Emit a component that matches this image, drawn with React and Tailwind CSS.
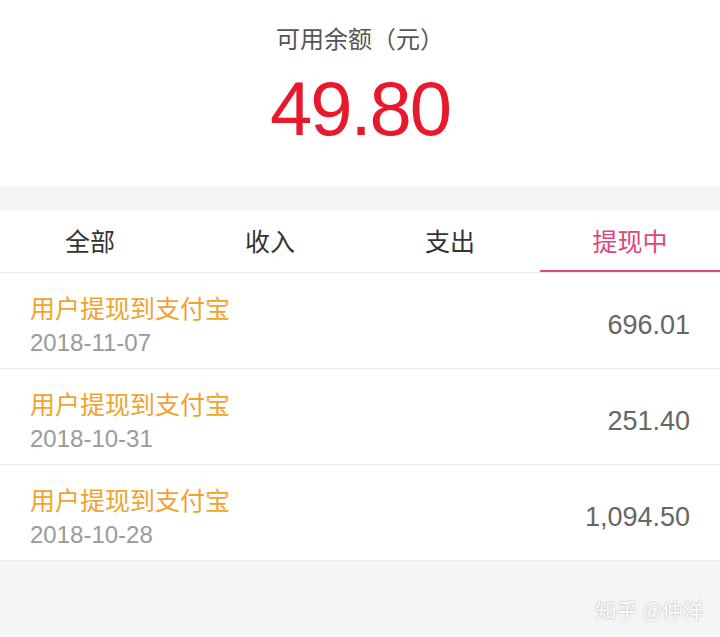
// App.jsx - wallet balance / withdrawal list
const font = "font-['Roboto','Noto_Sans_CJK_SC',sans-serif]";

const tabs = ["全部", "收入", "支出", "提现中"];

const records = [
  { title: "用户提现到支付宝", date: "2018-11-07", amount: "696.01" },
  { title: "用户提现到支付宝", date: "2018-10-31", amount: "251.40" },
  { title: "用户提现到支付宝", date: "2018-10-28", amount: "1,094.50" },
];

const App = () => {
  const active = 3;

  return (
    <div className={`w-[720px] h-[637px] bg-[#f5f5f5] overflow-hidden ${font}`}>
      {/* Balance */}
      <div className="bg-white h-[186px] flex flex-col items-center">
        <div className="mt-[22px] text-[24px] leading-[32px] text-[#555] font-['Noto_Sans_CJK_SC',sans-serif]">
          可用余额（元）
        </div>
        <div className="mt-[10px] text-[76px] leading-[90px] text-[#e8192c] font-['Liberation_Sans',sans-serif] tracking-[-2px]">
          49.80
        </div>
      </div>

      {/* Tabs */}
      <div className="mt-[24px] bg-white h-[63px] flex border-b border-[#e9e9e9]">
        {tabs.map((t, i) => (
          <div key={t} className="flex-1 flex flex-col">
            <div
              className={`flex-1 flex items-center justify-center pt-[2px] text-[25px] font-['Noto_Sans_CJK_SC',sans-serif] ${
                i === active ? "text-[#e0467a]" : "text-[#333]"
              }`}
            >
              {t}
            </div>
            <div className={`h-[2px] ${i === active ? "bg-[#e24a74]" : "bg-transparent"}`} />
          </div>
        ))}
      </div>

      {/* Records */}
      <div className="bg-white">
        {records.map((r) => (
          <div key={r.date} className="h-[96px] flex justify-between pl-[30px] pr-[30px] border-b border-[#e9e9e9]">
            <div className="flex flex-col pt-[18px]">
              <div className="text-[25px] leading-[32px] text-[#f0a32c] font-['Noto_Sans_CJK_SC',sans-serif]">
                {r.title}
              </div>
              <div className="mt-[5px] text-[24px] leading-[30px] text-[#9a9a9a] font-['Liberation_Sans',sans-serif]">
                {r.date}
              </div>
            </div>
            <div className="pt-[36px] text-[27px] leading-[32px] text-[#666] font-['Liberation_Sans',sans-serif]">
              {r.amount}
            </div>
          </div>
        ))}
      </div>

      {/* Watermark */}
      <div className="flex justify-end pr-[16px] mt-[33px]">
        <span className="text-[21px] text-white font-['Noto_Sans_CJK_SC',sans-serif] [text-shadow:0_0_2px_rgba(0,0,0,0.35)]">
          知乎 @仲洋
        </span>
      </div>
    </div>
  );
};

export default App;
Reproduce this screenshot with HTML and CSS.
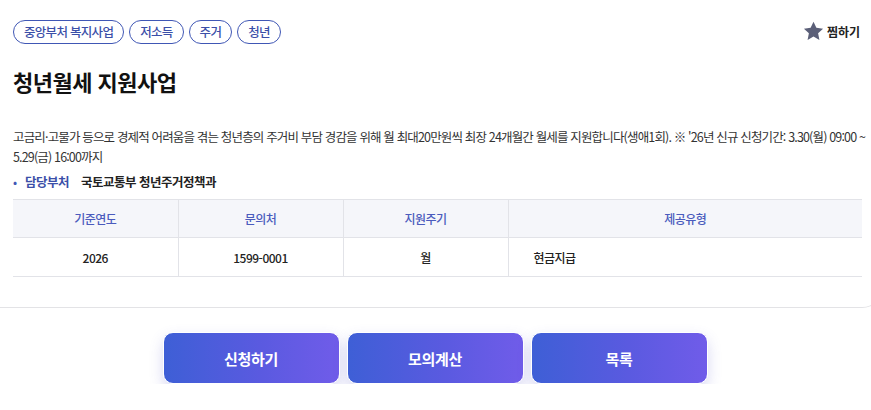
FILE: index.html
```html
<!DOCTYPE html>
<html lang="ko">
<head>
<meta charset="utf-8">
<link rel="stylesheet" href="styles.css">
</head>
<body>
<div class="card">
  <div class="top">
    <div class="tags">
      <span class="tag">중앙부처 복지사업</span>
      <span class="tag">저소득</span>
      <span class="tag">주거</span>
      <span class="tag">청년</span>
    </div>
    <button class="fav">
      <svg width="21" height="20" viewBox="0 0 24 23"><path d="M12 0.8l3.3 7.1 7.7 0.9-5.7 5.3 1.5 7.7L12 17.9l-6.8 3.9 1.5-7.7L1 8.8l7.7-0.9z" fill="#5b5f78"/></svg>
      <span>찜하기</span>
    </button>
  </div>
  <h1 class="title">청년월세 지원사업</h1>
  <p class="desc">고금리·고물가 등으로 경제적 어려움을 겪는 청년층의 주거비 부담 경감을 위해 월 최대20만원씩 최장 24개월간 월세를 지원합니다(생애1회). ※ '26년 신규 신청기간: 3.30(월) 09:00 ~ 5.29(금) 16:00까지</p>
  <div class="dept"><span class="dot">•</span><span class="dept-label">담당부처</span><span class="dept-value">국토교통부 청년주거정책과</span></div>
  <table class="info">
    <thead>
      <tr><th class="c1">기준연도</th><th class="c2">문의처</th><th class="c3">지원주기</th><th class="c4">제공유형</th></tr>
    </thead>
    <tbody>
      <tr><td class="center">2026</td><td class="center">1599-0001</td><td class="center">월</td><td class="left">현금지급</td></tr>
    </tbody>
  </table>
</div>
<div class="actions">
  <button class="btn">신청하기</button>
  <button class="btn">모의계산</button>
  <button class="btn">목록</button>
</div>
</body>
</html>
```
FILE: styles.css
```css
* { box-sizing: border-box; }
html, body { margin: 0; padding: 0; background: #fff; overflow-x: hidden; }
body {
  font-family: "Noto Sans CJK KR", "Noto Sans", sans-serif;
  color: #222;
  width: 871px;
}
.card {
  width: 885px;
  margin-left: -1px;
  padding: 20px 23px 30px 14px;
  border-bottom: 1px solid #e3e3e6;
  border-right: 1px solid #e3e3e6;
  border-bottom-right-radius: 22px;
}
.top {
  display: flex;
  justify-content: space-between;
  align-items: flex-start;
}
.tags { display: flex; gap: 5px; }
.tag {
  height: 24px;
  padding: 0 10px;
  border: 1.5px solid #4057b5;
  border-radius: 12px;
  color: #3b4fa8;
  font-size: 12.5px;
  font-weight: 500;
  line-height: 21px;
  letter-spacing: -0.7px;
}
.fav {
  display: flex;
  align-items: center;
  gap: 3px;
  border: none;
  background: none;
  padding: 0;
  margin-top: 1px;
  margin-right: 0;
  font-family: inherit;
  font-size: 12px;
  font-weight: 700;
  color: #222;
  cursor: pointer;
}
.title {
  margin: 22px 0 0;
  font-size: 22px;
  font-weight: 700;
  line-height: 30px;
  color: #111;
  letter-spacing: -0.5px;
}
.desc {
  margin: 31px 0 0;
  font-size: 12.5px;
  line-height: 20px;
  color: #333;
  letter-spacing: -0.84px;
  width: 856px;
}
.dept {
  display: flex;
  align-items: center;
  margin-top: 5px;
  font-size: 12.5px;
  line-height: 20px;
  letter-spacing: -0.5px;
}
.dot { color: #4057b5; font-size: 12px; width: 12px; }
.dept-label { color: #3b4fa8; font-weight: 700; margin-right: 12px; }
.dept-value { color: #222; font-weight: 700; }
.info {
  margin-top: 7px;
  width: 849px;
  border-collapse: collapse;
  font-size: 12px;
  letter-spacing: -0.5px;
}
.info th, .info td {
  border: 1px solid #e2e3e8;
  border-left: none;
}
.info th + th, .info td + td { border-left: 1px solid #e2e3e8; }
.info th:last-child, .info td:last-child { border-right: none; }
.info th {
  height: 38px;
  background: #f5f6fa;
  color: #4a5bbd;
  font-weight: 500;
}
.info td {
  height: 39px;
  color: #222;
  font-weight: 500;
}
.c1, .c2, .c3 { width: 165px; }
.center { text-align: center; }
.left { text-align: left; padding-left: 25px; }
.actions {
  display: flex;
  justify-content: center;
  gap: 7px;
  padding-top: 24px;
  padding-right: 1px;
}
.btn {
  flex: none;
  width: 177px;
  height: 52px;
  border: 1.5px solid #fff;
  border-radius: 10px;
  background: linear-gradient(90deg, #3e5fd6 0%, #5a5ae0 55%, #705ce9 100%);
  color: #fff;
  font-family: inherit;
  font-size: 15px;
  font-weight: 700;
  letter-spacing: -0.3px;
  box-shadow: 0 6px 14px rgba(80, 80, 200, 0.22);
  cursor: pointer;
}
```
※
## EXERCISE PROMPT
Write out each line of the listing above, exactly, from its first line to the line holding "const active = 3;", inclusive. Skip the pictures.

## ANSWER TO THIS EXERCISE
Emit a component that matches this image, drawn with React and Tailwind CSS.
// App.jsx - wallet balance / withdrawal list
const font = "font-['Roboto','Noto_Sans_CJK_SC',sans-serif]";

const tabs = ["全部", "收入", "支出", "提现中"];

const records = [
  { title: "用户提现到支付宝", date: "2018-11-07", amount: "696.01" },
  { title: "用户提现到支付宝", date: "2018-10-31", amount: "251.40" },
  { title: "用户提现到支付宝", date: "2018-10-28", amount: "1,094.50" },
];

const App = () => {
  const active = 3;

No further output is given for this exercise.